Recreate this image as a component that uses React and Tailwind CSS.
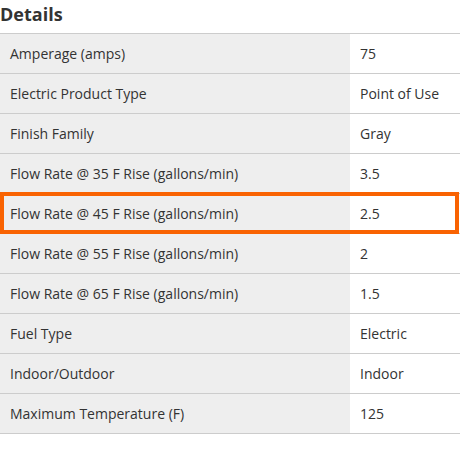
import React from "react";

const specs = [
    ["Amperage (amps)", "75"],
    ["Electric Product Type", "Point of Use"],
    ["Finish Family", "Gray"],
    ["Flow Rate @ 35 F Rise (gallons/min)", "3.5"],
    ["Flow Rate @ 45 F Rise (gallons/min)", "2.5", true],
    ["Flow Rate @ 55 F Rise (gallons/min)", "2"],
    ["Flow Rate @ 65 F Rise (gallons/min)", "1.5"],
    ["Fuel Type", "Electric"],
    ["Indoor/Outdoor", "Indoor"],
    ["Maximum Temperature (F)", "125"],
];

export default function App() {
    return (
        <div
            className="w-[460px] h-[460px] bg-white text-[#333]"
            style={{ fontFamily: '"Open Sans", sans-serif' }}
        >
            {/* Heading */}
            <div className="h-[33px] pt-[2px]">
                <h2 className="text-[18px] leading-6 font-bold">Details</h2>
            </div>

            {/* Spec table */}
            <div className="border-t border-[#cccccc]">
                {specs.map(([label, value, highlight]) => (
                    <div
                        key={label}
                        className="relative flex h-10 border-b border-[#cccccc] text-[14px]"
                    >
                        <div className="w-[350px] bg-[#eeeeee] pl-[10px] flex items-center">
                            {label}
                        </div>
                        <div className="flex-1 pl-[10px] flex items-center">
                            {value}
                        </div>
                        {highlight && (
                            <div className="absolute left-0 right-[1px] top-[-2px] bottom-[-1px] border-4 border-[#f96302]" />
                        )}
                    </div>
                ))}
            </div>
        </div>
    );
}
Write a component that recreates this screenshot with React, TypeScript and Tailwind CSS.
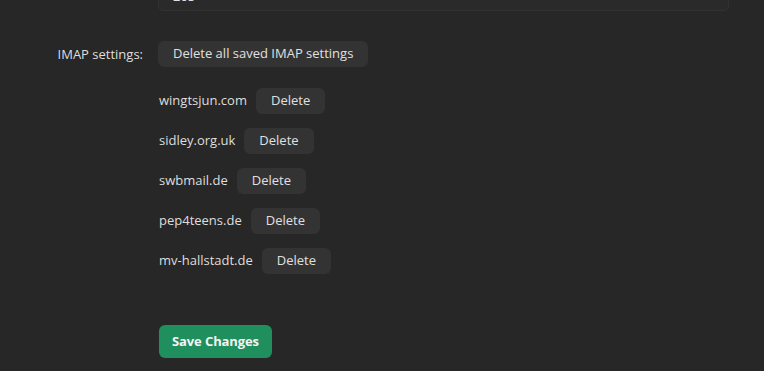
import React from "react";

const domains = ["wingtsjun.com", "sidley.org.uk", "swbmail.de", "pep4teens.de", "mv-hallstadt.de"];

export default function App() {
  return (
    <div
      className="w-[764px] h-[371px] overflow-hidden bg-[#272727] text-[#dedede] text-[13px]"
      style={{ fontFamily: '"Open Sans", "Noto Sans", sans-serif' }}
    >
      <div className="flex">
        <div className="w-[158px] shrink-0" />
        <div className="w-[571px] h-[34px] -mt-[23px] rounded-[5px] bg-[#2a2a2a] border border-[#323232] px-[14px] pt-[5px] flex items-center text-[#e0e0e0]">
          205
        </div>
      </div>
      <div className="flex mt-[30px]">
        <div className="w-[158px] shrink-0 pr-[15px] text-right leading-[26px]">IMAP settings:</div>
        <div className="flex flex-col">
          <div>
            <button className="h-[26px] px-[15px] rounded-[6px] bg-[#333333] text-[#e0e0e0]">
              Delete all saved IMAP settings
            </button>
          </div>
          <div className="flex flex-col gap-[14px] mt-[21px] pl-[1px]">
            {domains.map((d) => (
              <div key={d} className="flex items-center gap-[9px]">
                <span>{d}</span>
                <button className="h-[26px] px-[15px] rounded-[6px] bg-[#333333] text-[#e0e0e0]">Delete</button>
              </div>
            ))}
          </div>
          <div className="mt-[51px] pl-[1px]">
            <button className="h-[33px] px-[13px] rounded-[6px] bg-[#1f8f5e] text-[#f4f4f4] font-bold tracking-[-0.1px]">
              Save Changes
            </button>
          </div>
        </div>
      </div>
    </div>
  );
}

• • •

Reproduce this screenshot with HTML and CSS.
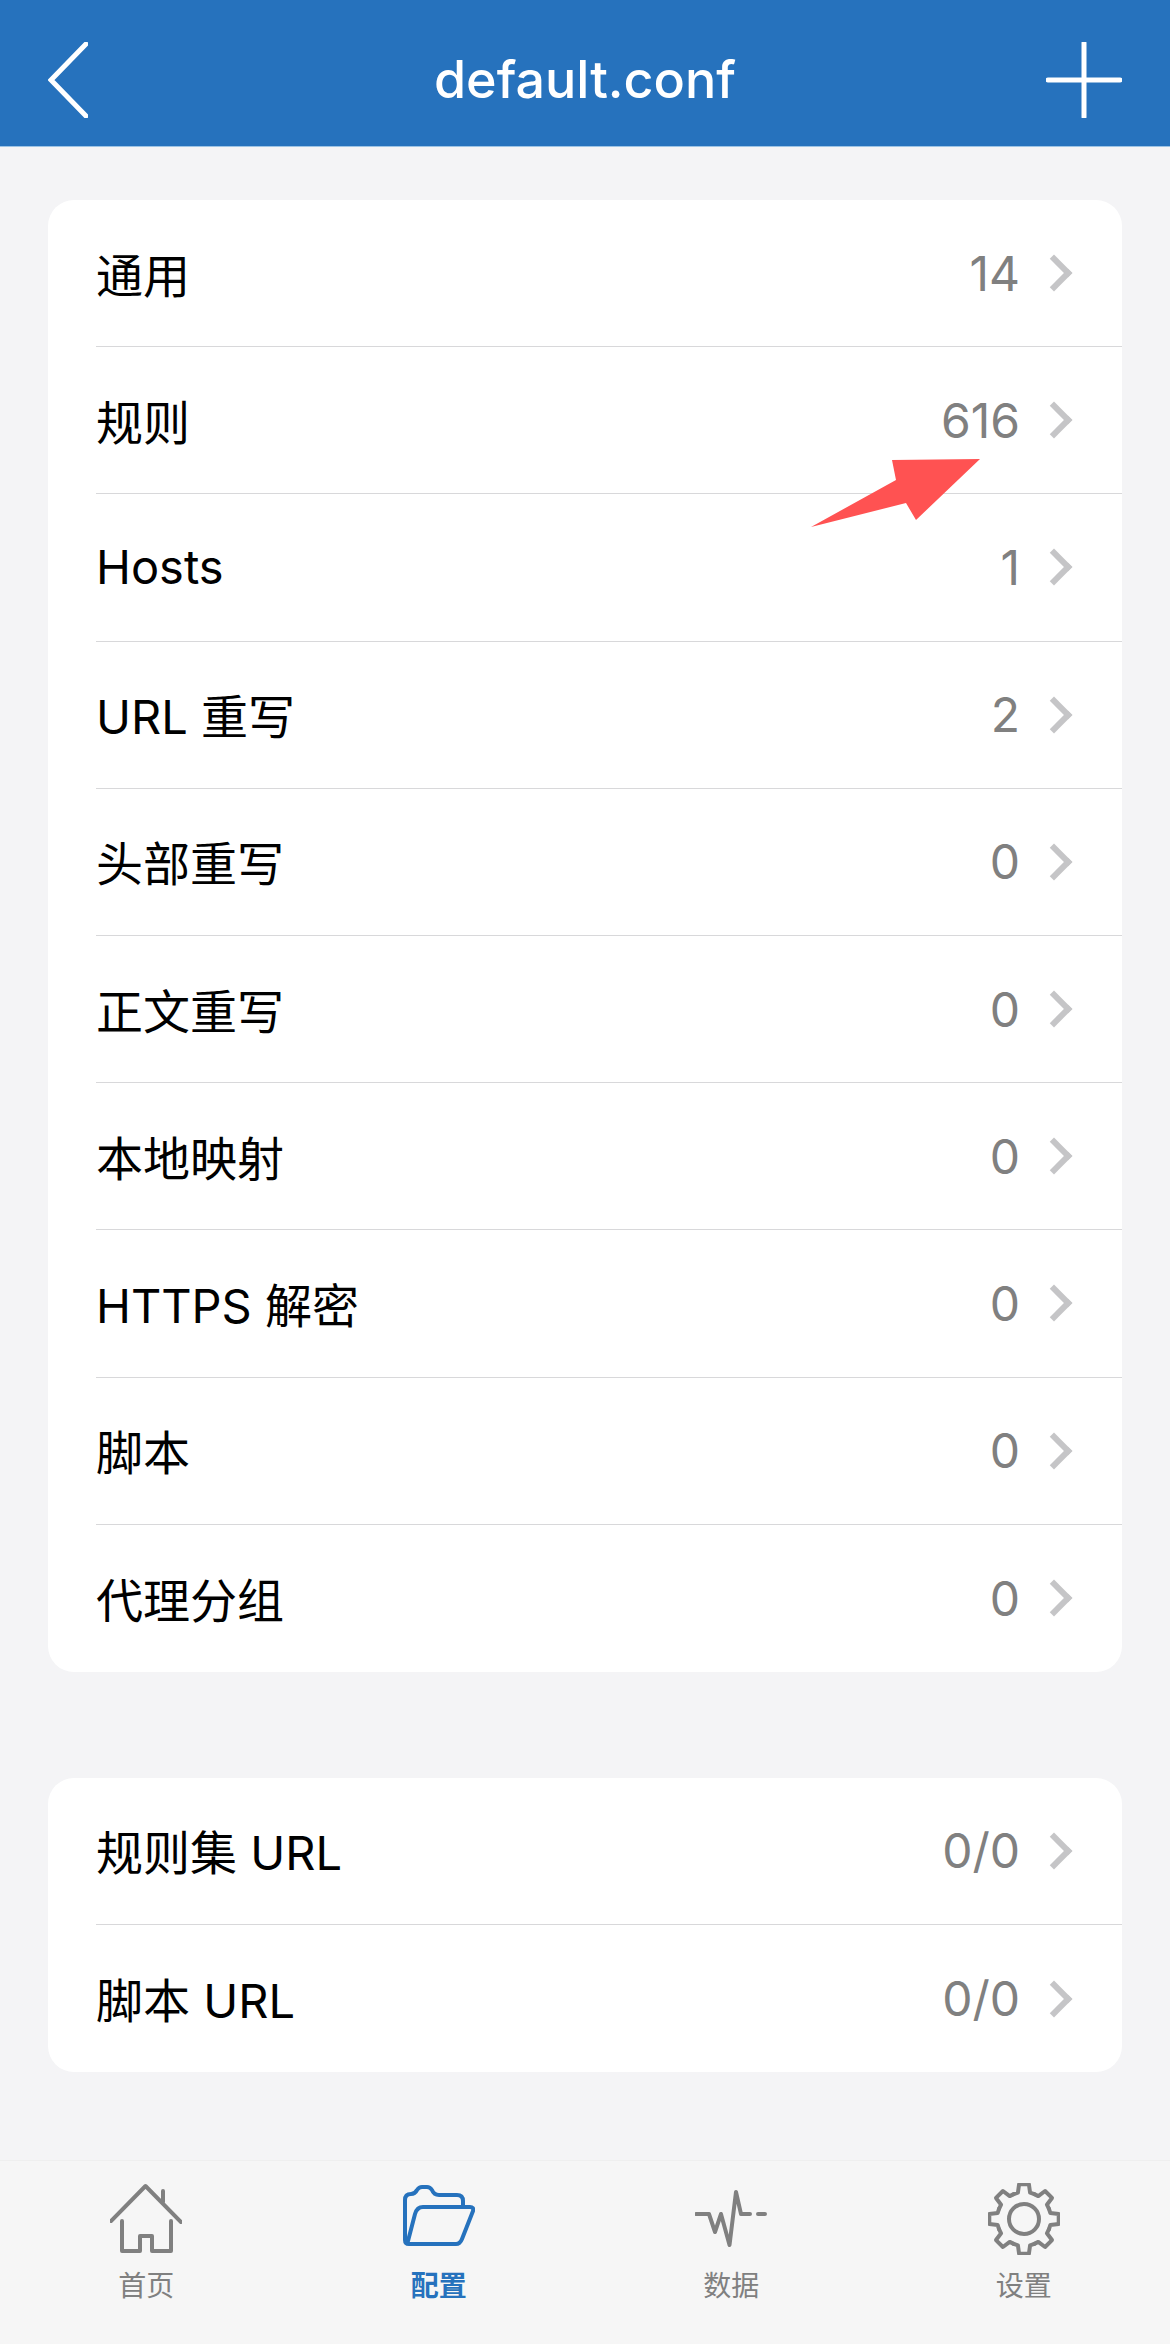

• • •

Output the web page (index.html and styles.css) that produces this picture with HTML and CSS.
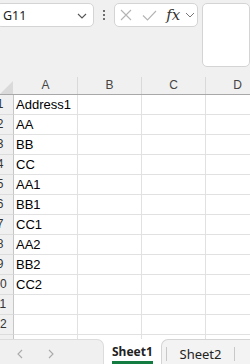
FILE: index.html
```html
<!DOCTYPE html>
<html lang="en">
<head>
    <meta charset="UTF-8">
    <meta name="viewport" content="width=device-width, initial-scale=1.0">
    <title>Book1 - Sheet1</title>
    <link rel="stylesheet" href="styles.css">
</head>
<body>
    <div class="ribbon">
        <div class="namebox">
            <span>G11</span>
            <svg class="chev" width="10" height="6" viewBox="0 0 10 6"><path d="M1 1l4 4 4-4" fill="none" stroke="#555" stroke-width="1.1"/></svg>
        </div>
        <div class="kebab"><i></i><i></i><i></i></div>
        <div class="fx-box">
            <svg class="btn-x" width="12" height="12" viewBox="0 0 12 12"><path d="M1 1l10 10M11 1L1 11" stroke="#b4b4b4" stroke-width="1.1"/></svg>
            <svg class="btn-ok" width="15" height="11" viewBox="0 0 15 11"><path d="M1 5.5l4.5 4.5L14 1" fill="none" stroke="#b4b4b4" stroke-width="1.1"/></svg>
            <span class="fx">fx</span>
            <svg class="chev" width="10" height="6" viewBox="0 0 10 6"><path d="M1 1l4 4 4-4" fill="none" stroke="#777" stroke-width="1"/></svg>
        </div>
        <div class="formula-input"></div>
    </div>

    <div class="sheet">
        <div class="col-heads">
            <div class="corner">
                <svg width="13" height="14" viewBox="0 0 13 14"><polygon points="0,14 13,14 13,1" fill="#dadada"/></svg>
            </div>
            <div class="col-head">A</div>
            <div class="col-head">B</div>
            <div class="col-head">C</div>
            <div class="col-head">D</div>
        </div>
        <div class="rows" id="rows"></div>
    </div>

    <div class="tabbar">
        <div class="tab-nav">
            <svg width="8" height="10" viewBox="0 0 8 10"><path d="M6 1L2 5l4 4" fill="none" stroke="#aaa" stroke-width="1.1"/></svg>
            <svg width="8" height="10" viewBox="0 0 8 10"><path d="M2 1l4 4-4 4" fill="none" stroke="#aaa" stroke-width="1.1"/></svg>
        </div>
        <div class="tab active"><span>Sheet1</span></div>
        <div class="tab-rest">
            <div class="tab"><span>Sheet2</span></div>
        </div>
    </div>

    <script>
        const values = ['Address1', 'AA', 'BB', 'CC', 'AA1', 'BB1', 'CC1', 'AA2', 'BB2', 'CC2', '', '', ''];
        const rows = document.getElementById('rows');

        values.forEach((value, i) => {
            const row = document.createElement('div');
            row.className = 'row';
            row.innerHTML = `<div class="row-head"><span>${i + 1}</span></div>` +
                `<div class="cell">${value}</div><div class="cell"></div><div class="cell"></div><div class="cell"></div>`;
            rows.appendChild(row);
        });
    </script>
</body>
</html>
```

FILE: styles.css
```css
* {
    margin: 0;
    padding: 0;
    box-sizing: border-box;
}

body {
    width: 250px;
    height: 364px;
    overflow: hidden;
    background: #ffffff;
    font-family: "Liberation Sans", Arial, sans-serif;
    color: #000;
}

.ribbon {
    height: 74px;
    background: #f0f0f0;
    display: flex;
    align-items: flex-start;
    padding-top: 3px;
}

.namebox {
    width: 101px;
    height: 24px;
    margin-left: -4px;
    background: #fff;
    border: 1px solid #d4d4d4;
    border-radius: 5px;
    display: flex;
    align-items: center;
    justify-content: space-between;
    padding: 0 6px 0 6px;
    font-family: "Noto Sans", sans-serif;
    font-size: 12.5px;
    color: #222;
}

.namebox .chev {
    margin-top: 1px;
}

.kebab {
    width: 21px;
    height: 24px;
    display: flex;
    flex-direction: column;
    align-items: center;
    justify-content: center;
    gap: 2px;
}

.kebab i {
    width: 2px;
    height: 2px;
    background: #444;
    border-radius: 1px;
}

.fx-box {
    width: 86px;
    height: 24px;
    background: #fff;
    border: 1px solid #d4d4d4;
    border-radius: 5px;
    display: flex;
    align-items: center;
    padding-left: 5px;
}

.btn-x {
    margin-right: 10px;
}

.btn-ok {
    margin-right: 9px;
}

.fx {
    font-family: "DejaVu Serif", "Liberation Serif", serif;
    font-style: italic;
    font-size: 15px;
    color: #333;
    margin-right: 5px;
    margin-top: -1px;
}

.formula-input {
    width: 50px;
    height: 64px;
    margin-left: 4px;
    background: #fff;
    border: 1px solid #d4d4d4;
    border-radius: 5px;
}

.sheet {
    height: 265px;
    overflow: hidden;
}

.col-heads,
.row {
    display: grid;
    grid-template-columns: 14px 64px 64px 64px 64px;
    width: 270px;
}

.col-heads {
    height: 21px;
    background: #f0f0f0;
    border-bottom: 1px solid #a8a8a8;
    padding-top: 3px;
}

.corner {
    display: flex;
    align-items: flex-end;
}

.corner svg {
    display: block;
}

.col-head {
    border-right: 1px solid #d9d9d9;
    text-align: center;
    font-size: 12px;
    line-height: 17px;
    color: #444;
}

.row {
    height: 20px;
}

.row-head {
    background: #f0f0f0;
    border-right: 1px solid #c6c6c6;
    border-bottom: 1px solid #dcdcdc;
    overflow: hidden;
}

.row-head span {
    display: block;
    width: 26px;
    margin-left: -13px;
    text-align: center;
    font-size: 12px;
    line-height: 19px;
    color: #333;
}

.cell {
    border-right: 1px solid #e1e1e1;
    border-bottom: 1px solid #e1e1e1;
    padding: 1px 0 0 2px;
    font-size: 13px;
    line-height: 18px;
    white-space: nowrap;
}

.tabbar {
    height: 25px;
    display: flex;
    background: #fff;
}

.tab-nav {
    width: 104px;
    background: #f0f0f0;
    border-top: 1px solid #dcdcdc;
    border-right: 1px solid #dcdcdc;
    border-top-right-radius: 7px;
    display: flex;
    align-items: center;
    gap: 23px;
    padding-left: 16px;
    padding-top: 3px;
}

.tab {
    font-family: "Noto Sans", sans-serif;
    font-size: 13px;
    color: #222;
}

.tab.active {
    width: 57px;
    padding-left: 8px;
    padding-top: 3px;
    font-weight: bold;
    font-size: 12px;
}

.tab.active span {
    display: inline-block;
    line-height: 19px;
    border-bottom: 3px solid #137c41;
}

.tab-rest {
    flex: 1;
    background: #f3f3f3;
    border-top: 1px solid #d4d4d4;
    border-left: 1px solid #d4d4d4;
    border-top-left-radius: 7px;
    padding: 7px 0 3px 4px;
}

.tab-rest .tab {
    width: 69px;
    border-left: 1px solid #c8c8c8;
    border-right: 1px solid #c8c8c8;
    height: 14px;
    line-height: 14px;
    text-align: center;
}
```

• • •

GIVEN TASK>
Pull out all lines containing the word "React" from the entries above.

EXPECTED ANSWER>
Recreate this image as a component that uses React and Tailwind CSS.
import React from "react";
Write a component that recreates this screenshot with React, TypeScript and Tailwind CSS.
import React from "react";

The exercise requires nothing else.